» **Source data**

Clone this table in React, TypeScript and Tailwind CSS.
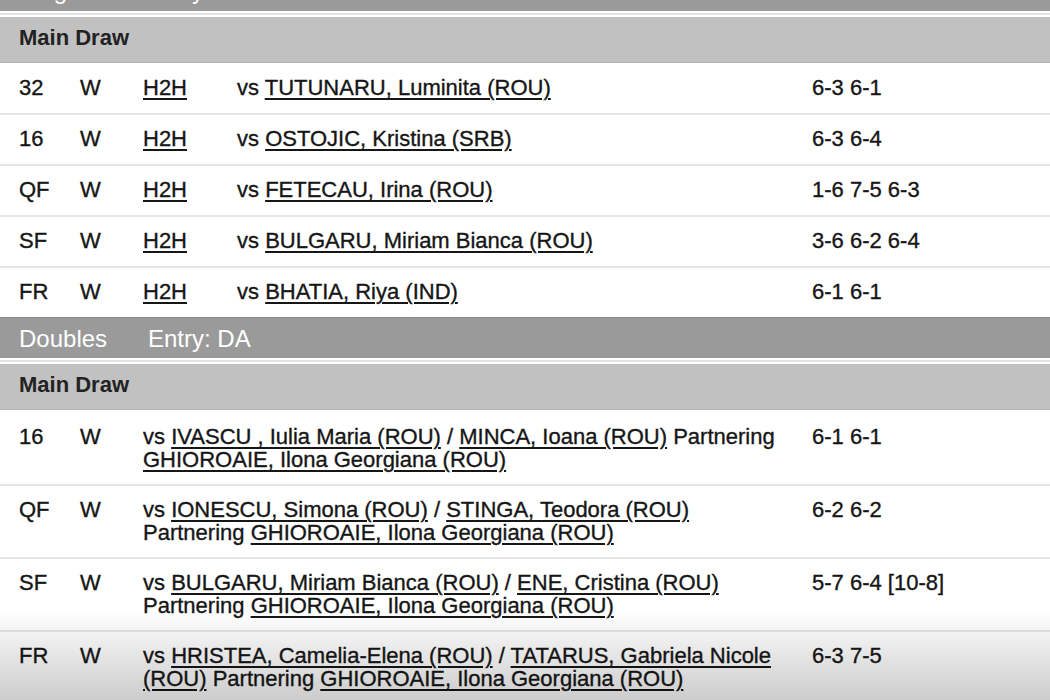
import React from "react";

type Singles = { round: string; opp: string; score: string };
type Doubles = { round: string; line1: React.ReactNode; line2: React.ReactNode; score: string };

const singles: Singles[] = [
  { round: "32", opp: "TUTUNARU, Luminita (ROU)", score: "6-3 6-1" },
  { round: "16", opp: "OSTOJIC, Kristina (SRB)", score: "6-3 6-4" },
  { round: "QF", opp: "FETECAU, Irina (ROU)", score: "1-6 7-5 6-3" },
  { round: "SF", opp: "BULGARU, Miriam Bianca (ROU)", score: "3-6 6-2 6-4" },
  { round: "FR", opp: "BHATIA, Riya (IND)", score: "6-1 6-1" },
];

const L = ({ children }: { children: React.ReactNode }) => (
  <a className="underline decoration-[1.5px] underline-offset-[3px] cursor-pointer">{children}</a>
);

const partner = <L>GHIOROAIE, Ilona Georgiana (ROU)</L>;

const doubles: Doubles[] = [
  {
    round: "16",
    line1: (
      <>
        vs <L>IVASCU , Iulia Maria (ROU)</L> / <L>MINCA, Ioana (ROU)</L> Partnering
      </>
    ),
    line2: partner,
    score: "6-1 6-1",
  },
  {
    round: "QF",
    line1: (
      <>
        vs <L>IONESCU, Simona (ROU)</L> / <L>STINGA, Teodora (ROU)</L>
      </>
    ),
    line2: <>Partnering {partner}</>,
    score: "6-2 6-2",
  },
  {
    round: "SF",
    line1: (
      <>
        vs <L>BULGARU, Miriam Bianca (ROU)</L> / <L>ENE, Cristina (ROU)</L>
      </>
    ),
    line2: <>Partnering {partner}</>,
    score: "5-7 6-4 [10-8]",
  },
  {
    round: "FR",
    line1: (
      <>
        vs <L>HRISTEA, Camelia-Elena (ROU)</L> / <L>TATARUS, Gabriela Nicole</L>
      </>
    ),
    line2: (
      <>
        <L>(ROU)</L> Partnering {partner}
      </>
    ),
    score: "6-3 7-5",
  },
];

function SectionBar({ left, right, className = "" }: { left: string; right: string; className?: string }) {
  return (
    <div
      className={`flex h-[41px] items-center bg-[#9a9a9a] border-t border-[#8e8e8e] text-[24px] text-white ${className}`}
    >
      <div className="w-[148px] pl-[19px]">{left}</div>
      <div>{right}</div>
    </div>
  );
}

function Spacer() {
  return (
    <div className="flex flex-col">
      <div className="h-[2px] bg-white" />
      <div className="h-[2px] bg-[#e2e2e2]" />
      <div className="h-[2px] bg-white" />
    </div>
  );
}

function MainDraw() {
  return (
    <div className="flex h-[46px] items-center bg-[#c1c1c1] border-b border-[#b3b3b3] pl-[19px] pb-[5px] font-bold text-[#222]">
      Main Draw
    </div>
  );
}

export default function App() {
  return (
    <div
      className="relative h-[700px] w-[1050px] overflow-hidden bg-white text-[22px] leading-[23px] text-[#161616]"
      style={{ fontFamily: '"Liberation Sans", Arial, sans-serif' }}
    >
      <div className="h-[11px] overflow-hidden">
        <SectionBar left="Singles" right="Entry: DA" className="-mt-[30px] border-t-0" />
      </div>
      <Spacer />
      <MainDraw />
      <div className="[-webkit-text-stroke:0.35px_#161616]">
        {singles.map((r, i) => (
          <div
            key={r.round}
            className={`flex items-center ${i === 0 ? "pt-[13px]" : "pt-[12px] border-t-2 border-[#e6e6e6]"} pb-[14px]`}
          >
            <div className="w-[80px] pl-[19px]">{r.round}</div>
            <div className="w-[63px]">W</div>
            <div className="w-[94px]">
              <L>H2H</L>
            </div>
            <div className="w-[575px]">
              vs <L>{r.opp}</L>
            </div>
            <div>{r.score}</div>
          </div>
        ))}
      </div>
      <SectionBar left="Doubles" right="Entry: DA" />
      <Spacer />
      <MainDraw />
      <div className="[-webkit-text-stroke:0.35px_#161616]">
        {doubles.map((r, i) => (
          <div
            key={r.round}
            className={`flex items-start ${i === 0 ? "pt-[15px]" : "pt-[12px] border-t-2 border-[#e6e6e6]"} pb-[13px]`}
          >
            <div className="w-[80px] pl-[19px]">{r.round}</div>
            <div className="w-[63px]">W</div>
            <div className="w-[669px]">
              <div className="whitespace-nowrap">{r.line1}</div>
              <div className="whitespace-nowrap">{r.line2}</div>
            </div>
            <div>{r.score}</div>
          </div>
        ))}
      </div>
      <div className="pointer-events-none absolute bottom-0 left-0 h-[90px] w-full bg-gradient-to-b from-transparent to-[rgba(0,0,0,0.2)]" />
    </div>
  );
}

» **Given instruction**
Begin at the top of the material above and output each line exactly, stopping after the line that holds "const partner = <L>GHIOROAIE, Ilona". Leave out pictures.

» **Output for this exercise**
Clone this table in React, TypeScript and Tailwind CSS.
import React from "react";

type Singles = { round: string; opp: string; score: string };
type Doubles = { round: string; line1: React.ReactNode; line2: React.ReactNode; score: string };

const singles: Singles[] = [
  { round: "32", opp: "TUTUNARU, Luminita (ROU)", score: "6-3 6-1" },
  { round: "16", opp: "OSTOJIC, Kristina (SRB)", score: "6-3 6-4" },
  { round: "QF", opp: "FETECAU, Irina (ROU)", score: "1-6 7-5 6-3" },
  { round: "SF", opp: "BULGARU, Miriam Bianca (ROU)", score: "3-6 6-2 6-4" },
  { round: "FR", opp: "BHATIA, Riya (IND)", score: "6-1 6-1" },
];

const L = ({ children }: { children: React.ReactNode }) => (
  <a className="underline decoration-[1.5px] underline-offset-[3px] cursor-pointer">{children}</a>
);

const partner = <L>GHIOROAIE, Ilona Georgiana (ROU)</L>;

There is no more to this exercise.